Сталин хотел, чтобы сын учился, поступил в Академию Генштаба:

– Мне семьдесят лет, – говорил он, указывая на стол, заваленный книгами, – а я все еще учусь.

Василий был зачислен в Академию, но учиться не смог – пьянствовал. После смерти отца он быстро пошел под уклон, попал под суд, и поделом: вскрылись злоупотребления по службе, рукоприкладство, участие в интригах, завершившихся трагически для других людей. В 1962 году, на сорок втором году жизни, Василий Джугашвили скончался.

Разумеется, у такого человека, как Сталин, не могло быть единства мыслей и чувств с таким сыном. Но еще более разителен разлад Сталина с дочерью.

Книги, написанные Светланой Аллилуевой за рубежом (или изданные от ее имени), потрясают: настолько чуждой, враждебной она оказалась своей Родине, своему государству, своему отцу, для которого смыслом жизни и было служение российскому государству.

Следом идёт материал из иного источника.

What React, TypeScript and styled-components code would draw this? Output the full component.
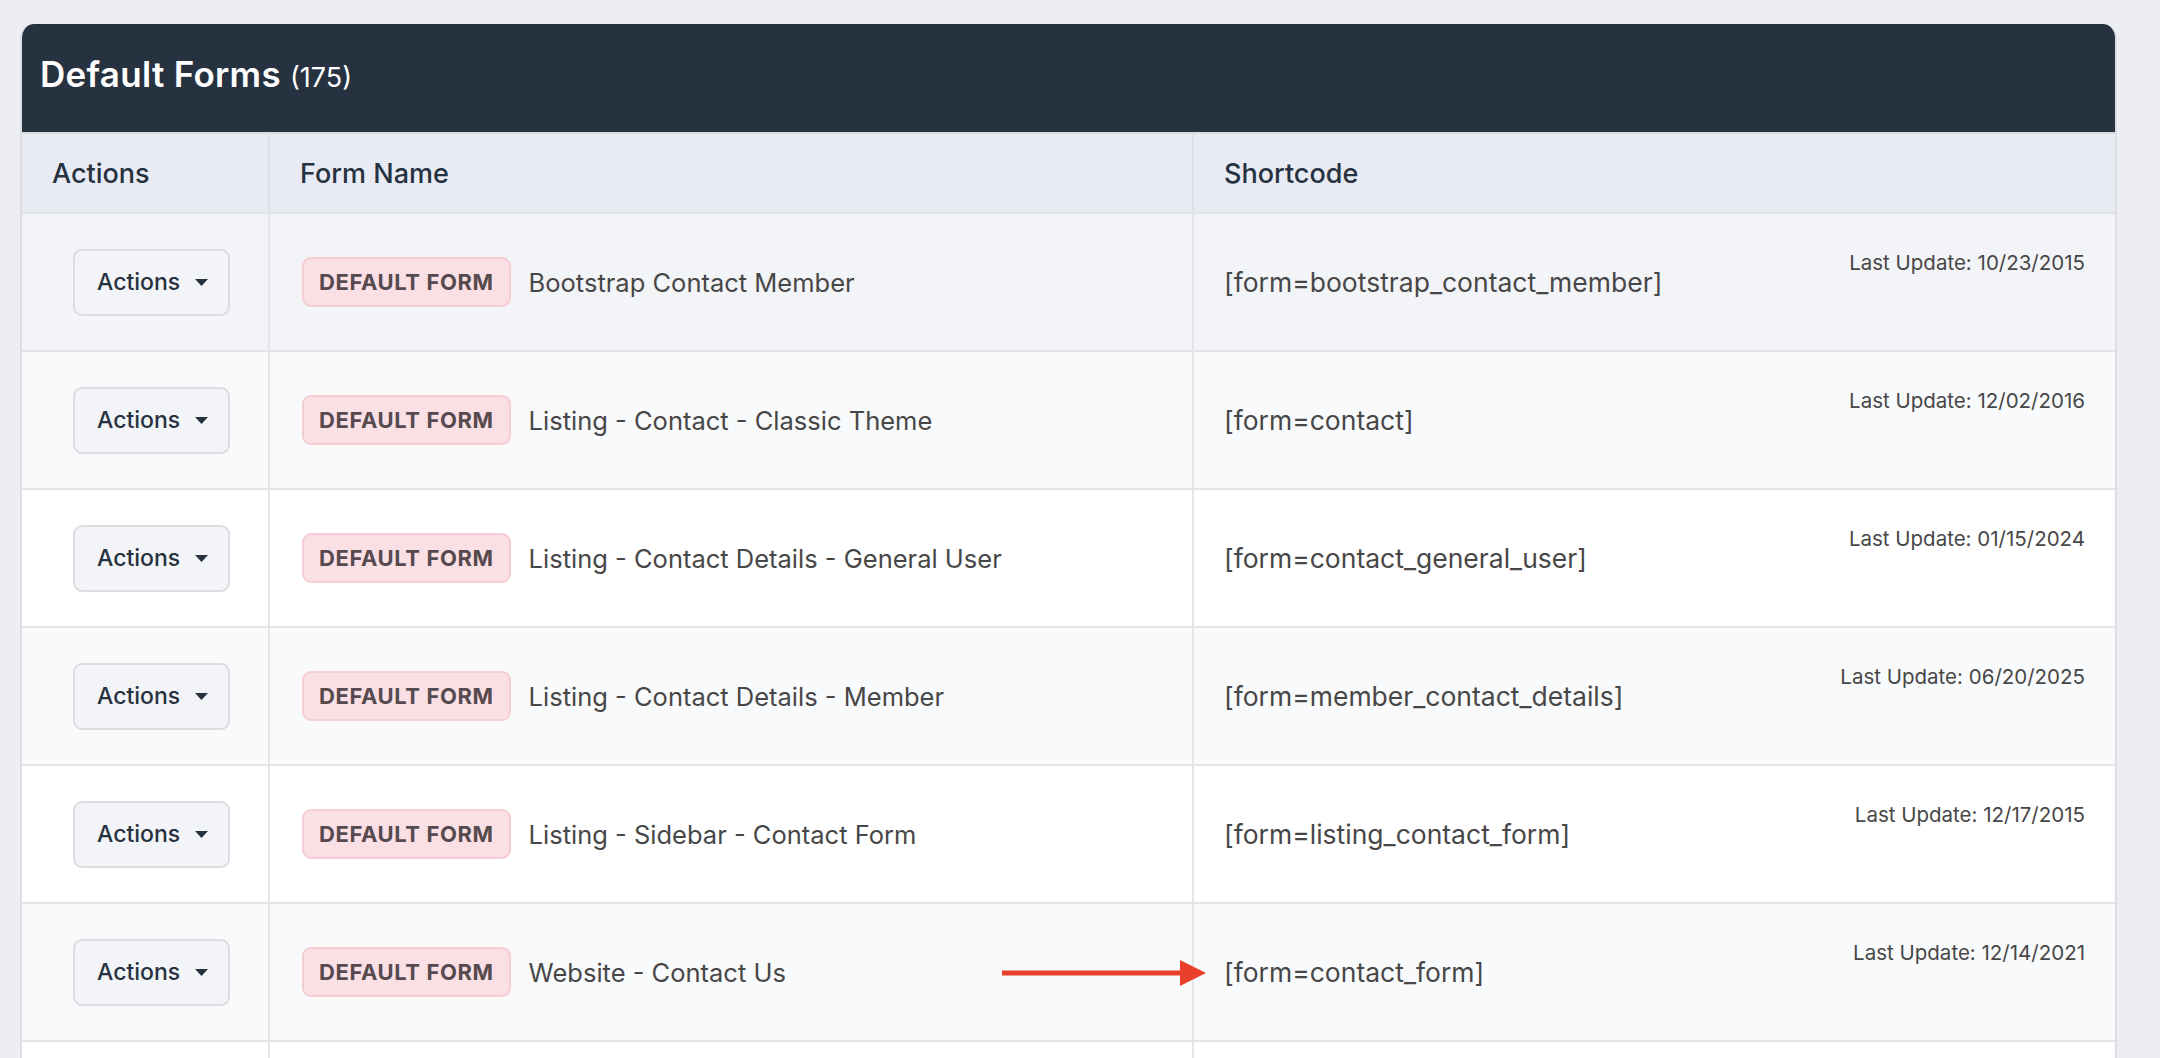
import styled, { createGlobalStyle } from "styled-components";

interface FormRow {
    name: string;
    shortcode: string;
    updated: string;
}

const rows: FormRow[] = [
    { name: "Bootstrap Contact Member", shortcode: "[form=bootstrap_contact_member]", updated: "10/23/2015" },
    { name: "Listing - Contact - Classic Theme", shortcode: "[form=contact]", updated: "12/02/2016" },
    { name: "Listing - Contact Details - General User", shortcode: "[form=contact_general_user]", updated: "01/15/2024" },
    { name: "Listing - Contact Details - Member", shortcode: "[form=member_contact_details]", updated: "06/20/2025" },
    { name: "Listing - Sidebar - Contact Form", shortcode: "[form=listing_contact_form]", updated: "12/17/2015" },
    { name: "Website - Contact Us", shortcode: "[form=contact_form]", updated: "12/14/2021" },
];

function App() {
    return (
        <>
            <GlobalStyle />
            <Page>
                <Card>
                    <CardHeader>
                        <Title>Default Forms</Title>
                        <Count>(175)</Count>
                    </CardHeader>
                    <HeadRow>
                        <HeadCell>Actions</HeadCell>
                        <HeadCell $divider>Form Name</HeadCell>
                        <HeadCell $divider>Shortcode</HeadCell>
                    </HeadRow>
                    {rows.map((row, i) => (
                        <Row key={row.shortcode} $tone={i === 0 ? "hover" : i % 2 === 1 ? "stripe" : "plain"}>
                            <ActionCell>
                                <ActionButton>
                                    Actions
                                    <svg width="13" height="7" viewBox="0 0 13 7">
                                        <path d="M0 0 H13 L6.5 7 Z" fill="#263240" />
                                    </svg>
                                </ActionButton>
                            </ActionCell>
                            <NameCell>
                                <Badge>DEFAULT FORM</Badge>
                                <FormName>{row.name}</FormName>
                            </NameCell>
                            <CodeCell>
                                <Shortcode>{row.shortcode}</Shortcode>
                                <Updated>Last Update: {row.updated}</Updated>
                            </CodeCell>
                            {row.shortcode === "[form=contact_form]" && (
                                <Arrow width="204" height="26" viewBox="0 0 204 26">
                                    <rect x="0" y="10.5" width="182" height="5" fill="#e8402a" />
                                    <path d="M178 0 L204 13 L178 26 Z" fill="#e8402a" />
                                </Arrow>
                            )}
                        </Row>
                    ))}
                    {/* next row starts just above the fold */}
                    <Row $tone="plain">
                        <ActionCell />
                        <NameCell />
                        <CodeCell />
                    </Row>
                </Card>
            </Page>
        </>
    );
}

export default App;

const GlobalStyle = createGlobalStyle`
  html, body {
    margin: 0;
    background: #eceef3;
    font-family: Inter, "Noto Sans", sans-serif;
  }
`;

const Page = styled.div`
  padding: 24px 43px 0 20px;
`;

const Card = styled.div`
  background: #fff;
  border: 2px solid #dcdee2;
  border-top: none;
  border-radius: 14px 14px 0 0;
  overflow: hidden;
`;

const CardHeader = styled.div`
  height: 108px;
  background: #263240;
  display: flex;
  align-items: center;
  gap: 9px;
  padding: 0 20px 8px;
  box-sizing: border-box;
  color: #fff;
  margin: 0 -2px;
`;

const Title = styled.h2`
  margin: 0;
  font-size: 35px;
  font-weight: 600;
  letter-spacing: 0.3px;
`;

const Count = styled.span`
  font-size: 27px;
  font-weight: 400;
  margin-top: 7px;
`;

const columns = "246px 924px 1fr";

const HeadRow = styled.div`
  display: grid;
  grid-template-columns: ${columns};
  height: 80px;
  background: #e8ebf3;
  border-top: 2px solid #d9dbdf;
  box-sizing: border-box;
`;

const HeadCell = styled.div<{ $divider?: boolean }>`
  display: flex;
  align-items: center;
  padding: 0 30px;
  font-size: 27px;
  font-weight: 500;
  color: #263240;
  border-left: ${(p) => (p.$divider ? "2px solid #dfe0e4" : "none")};
`;

const tones = {
    hover: "#f3f4f8",
    stripe: "#f9fafc",
    plain: "#ffffff",
};

const Row = styled.div<{ $tone: keyof typeof tones }>`
  position: relative;
  display: grid;
  grid-template-columns: ${columns};
  height: 138px;
  box-sizing: border-box;
  border-top: 2px solid #e3e4e7;
  background: ${(p) => tones[p.$tone]};

  &:nth-of-type(2) {
    border-top: none;
  }
`;

const ActionCell = styled.div`
  display: flex;
  align-items: center;
  padding-left: 51px;
`;

const ActionButton = styled.button`
  display: flex;
  align-items: center;
  gap: 15px;
  width: 157px;
  height: 67px;
  padding: 0 0 0 22px;
  background: #f3f4f7;
  border: 2px solid #dcdde0;
  border-radius: 9px;
  font-family: inherit;
  font-size: 23px;
  font-weight: 500;
  color: #263240;
  cursor: pointer;
`;

const NameCell = styled.div`
  display: flex;
  align-items: center;
  gap: 18px;
  padding-left: 32px;
  border-left: 2px solid #e4e5e8;
`;

const Badge = styled.span`
  display: inline-flex;
  align-items: center;
  height: 50px;
  box-sizing: border-box;
  padding: 0 15px;
  background: #fae0e4;
  border: 2px solid #f6cdd3;
  border-radius: 9px;
  font-size: 22px;
  font-weight: 700;
  color: #574a4e;
  letter-spacing: 0.6px;
`;

const FormName = styled.span`
  font-size: 25.5px;
  color: #474747;
`;

const CodeCell = styled.div`
  display: flex;
  align-items: center;
  justify-content: space-between;
  padding: 0 30px 0 30px;
  border-left: 2px solid #e4e5e8;
`;

const Shortcode = styled.span`
  font-size: 26.5px;
  color: #474747;
`;

const Updated = styled.span`
  align-self: flex-start;
  margin-top: 36px;
  font-size: 20.5px;
  color: #474747;
`;

const Arrow = styled.svg`
  position: absolute;
  left: 980px;
  top: 56px;
`;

Сталин, несомненно, любил дочь, и тем более обидным и странным должны были показаться ему признаки разногласий, предвещавшие как личные, так и мировоззренческие расхождения. Началось это зимой 1942/43 года, когда дочери исполнилось семнадцать лет и она, как это и положено в таком возрасте, впервые влюбилась. Но уже сам избранник не мог не вызвать недоверия почти у каждого любящего свое чадо родителя: по возрасту он годился в отцы Светлане, хотя в свои сорок лет позволял именовать себя Люсей. Сценарист, кинорежиссер, приятный и ловкий в общении, знакомый в Москве со всеми, в том числе и с многочисленными иностранными корреспондентами, Люся Каплер сумел поразить воображение семнадцатилетней девчонки, жившей до того замкнуто и скромно. Лица, осуществлявшие надзор за безопасностью семьи Сталина, неоднократно предупреждали Люсю, что добром дело не кончится, но он не внял предупреждениям и вел себя с поразительной для тех обстоятельств настойчивостью. В результате – Люся был вынужден поехать в Воркуту на пять лет, где и работал в театре.